WHAT THIS TASK INVOLVES:
Please write out the material that follows, exactly as it stands.

DATA EXCERPT:
━━━━━━━━━━━━━━━━━━━━

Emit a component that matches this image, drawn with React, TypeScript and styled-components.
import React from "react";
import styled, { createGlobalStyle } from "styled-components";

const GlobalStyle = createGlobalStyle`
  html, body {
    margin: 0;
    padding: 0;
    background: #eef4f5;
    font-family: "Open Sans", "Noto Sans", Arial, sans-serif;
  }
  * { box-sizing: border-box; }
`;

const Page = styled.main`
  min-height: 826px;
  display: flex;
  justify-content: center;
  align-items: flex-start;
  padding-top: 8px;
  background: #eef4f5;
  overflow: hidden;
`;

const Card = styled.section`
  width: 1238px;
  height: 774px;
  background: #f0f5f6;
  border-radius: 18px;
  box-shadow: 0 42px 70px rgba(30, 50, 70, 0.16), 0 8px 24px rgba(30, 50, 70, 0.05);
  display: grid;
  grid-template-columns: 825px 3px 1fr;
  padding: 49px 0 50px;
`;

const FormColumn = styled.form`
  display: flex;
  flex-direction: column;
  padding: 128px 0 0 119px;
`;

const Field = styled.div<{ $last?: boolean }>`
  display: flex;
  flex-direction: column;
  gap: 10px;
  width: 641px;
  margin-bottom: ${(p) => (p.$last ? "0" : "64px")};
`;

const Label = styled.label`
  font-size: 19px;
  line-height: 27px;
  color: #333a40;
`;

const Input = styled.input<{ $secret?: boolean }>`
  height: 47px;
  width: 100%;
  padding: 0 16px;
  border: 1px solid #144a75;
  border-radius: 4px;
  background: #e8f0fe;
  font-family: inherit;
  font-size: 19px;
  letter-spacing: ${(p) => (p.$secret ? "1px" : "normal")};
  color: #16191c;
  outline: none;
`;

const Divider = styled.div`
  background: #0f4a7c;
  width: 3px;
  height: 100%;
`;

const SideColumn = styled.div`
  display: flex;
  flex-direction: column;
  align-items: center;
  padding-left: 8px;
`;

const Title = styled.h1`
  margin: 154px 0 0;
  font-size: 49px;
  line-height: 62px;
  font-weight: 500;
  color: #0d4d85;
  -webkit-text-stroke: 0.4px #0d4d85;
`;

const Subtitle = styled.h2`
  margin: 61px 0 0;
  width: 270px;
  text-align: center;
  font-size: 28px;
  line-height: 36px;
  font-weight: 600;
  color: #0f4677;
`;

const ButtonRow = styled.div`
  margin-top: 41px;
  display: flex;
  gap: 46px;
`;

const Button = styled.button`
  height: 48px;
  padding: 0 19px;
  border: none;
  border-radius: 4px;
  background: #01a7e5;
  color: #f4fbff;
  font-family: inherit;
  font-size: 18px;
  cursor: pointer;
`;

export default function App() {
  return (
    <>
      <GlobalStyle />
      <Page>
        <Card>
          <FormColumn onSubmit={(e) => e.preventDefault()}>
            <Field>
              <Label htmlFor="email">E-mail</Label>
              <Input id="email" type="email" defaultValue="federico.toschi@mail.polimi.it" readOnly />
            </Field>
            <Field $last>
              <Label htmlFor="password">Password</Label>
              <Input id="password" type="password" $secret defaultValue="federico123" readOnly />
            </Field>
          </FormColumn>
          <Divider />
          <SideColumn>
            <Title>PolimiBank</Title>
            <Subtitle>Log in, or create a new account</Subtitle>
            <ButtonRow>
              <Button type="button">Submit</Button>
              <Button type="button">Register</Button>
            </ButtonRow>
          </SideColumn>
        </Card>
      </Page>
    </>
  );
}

━━━━━━━━━━━━━━━━━━━━

REPLY:
Emit a component that matches this image, drawn with React, TypeScript and styled-components.
import React from "react";
import styled, { createGlobalStyle } from "styled-components";

const GlobalStyle = createGlobalStyle`
  html, body {
    margin: 0;
    padding: 0;
    background: #eef4f5;
    font-family: "Open Sans", "Noto Sans", Arial, sans-serif;
  }
  * { box-sizing: border-box; }
`;

const Page = styled.main`
  min-height: 826px;
  display: flex;
  justify-content: center;
  align-items: flex-start;
  padding-top: 8px;
  background: #eef4f5;
  overflow: hidden;
`;

const Card = styled.section`
  width: 1238px;
  height: 774px;
  background: #f0f5f6;
  border-radius: 18px;
  box-shadow: 0 42px 70px rgba(30, 50, 70, 0.16), 0 8px 24px rgba(30, 50, 70, 0.05);
  display: grid;
  grid-template-columns: 825px 3px 1fr;
  padding: 49px 0 50px;
`;

const FormColumn = styled.form`
  display: flex;
  flex-direction: column;
  padding: 128px 0 0 119px;
`;

const Field = styled.div<{ $last?: boolean }>`
  display: flex;
  flex-direction: column;
  gap: 10px;
  width: 641px;
  margin-bottom: ${(p) => (p.$last ? "0" : "64px")};
`;

const Label = styled.label`
  font-size: 19px;
  line-height: 27px;
  color: #333a40;
`;

const Input = styled.input<{ $secret?: boolean }>`
  height: 47px;
  width: 100%;
  padding: 0 16px;
  border: 1px solid #144a75;
  border-radius: 4px;
  background: #e8f0fe;
  font-family: inherit;
  font-size: 19px;
  letter-spacing: ${(p) => (p.$secret ? "1px" : "normal")};
  color: #16191c;
  outline: none;
`;

const Divider = styled.div`
  background: #0f4a7c;
  width: 3px;
  height: 100%;
`;

const SideColumn = styled.div`
  display: flex;
  flex-direction: column;
  align-items: center;
  padding-left: 8px;
`;

const Title = styled.h1`
  margin: 154px 0 0;
  font-size: 49px;
  line-height: 62px;
  font-weight: 500;
  color: #0d4d85;
  -webkit-text-stroke: 0.4px #0d4d85;
`;

const Subtitle = styled.h2`
  margin: 61px 0 0;
  width: 270px;
  text-align: center;
  font-size: 28px;
  line-height: 36px;
  font-weight: 600;
  color: #0f4677;
`;

const ButtonRow = styled.div`
  margin-top: 41px;
  display: flex;
  gap: 46px;
`;

const Button = styled.button`
  height: 48px;
  padding: 0 19px;
  border: none;
  border-radius: 4px;
  background: #01a7e5;
  color: #f4fbff;
  font-family: inherit;
  font-size: 18px;
  cursor: pointer;
`;

export default function App() {
  return (
    <>
      <GlobalStyle />
      <Page>
        <Card>
          <FormColumn onSubmit={(e) => e.preventDefault()}>
            <Field>
              <Label htmlFor="email">E-mail</Label>
              <Input id="email" type="email" defaultValue="federico.toschi@mail.polimi.it" readOnly />
            </Field>
            <Field $last>
              <Label htmlFor="password">Password</Label>
              <Input id="password" type="password" $secret defaultValue="federico123" readOnly />
            </Field>
          </FormColumn>
          <Divider />
          <SideColumn>
            <Title>PolimiBank</Title>
            <Subtitle>Log in, or create a new account</Subtitle>
            <ButtonRow>
              <Button type="button">Submit</Button>
              <Button type="button">Register</Button>
            </ButtonRow>
          </SideColumn>
        </Card>
      </Page>
    </>
  );
}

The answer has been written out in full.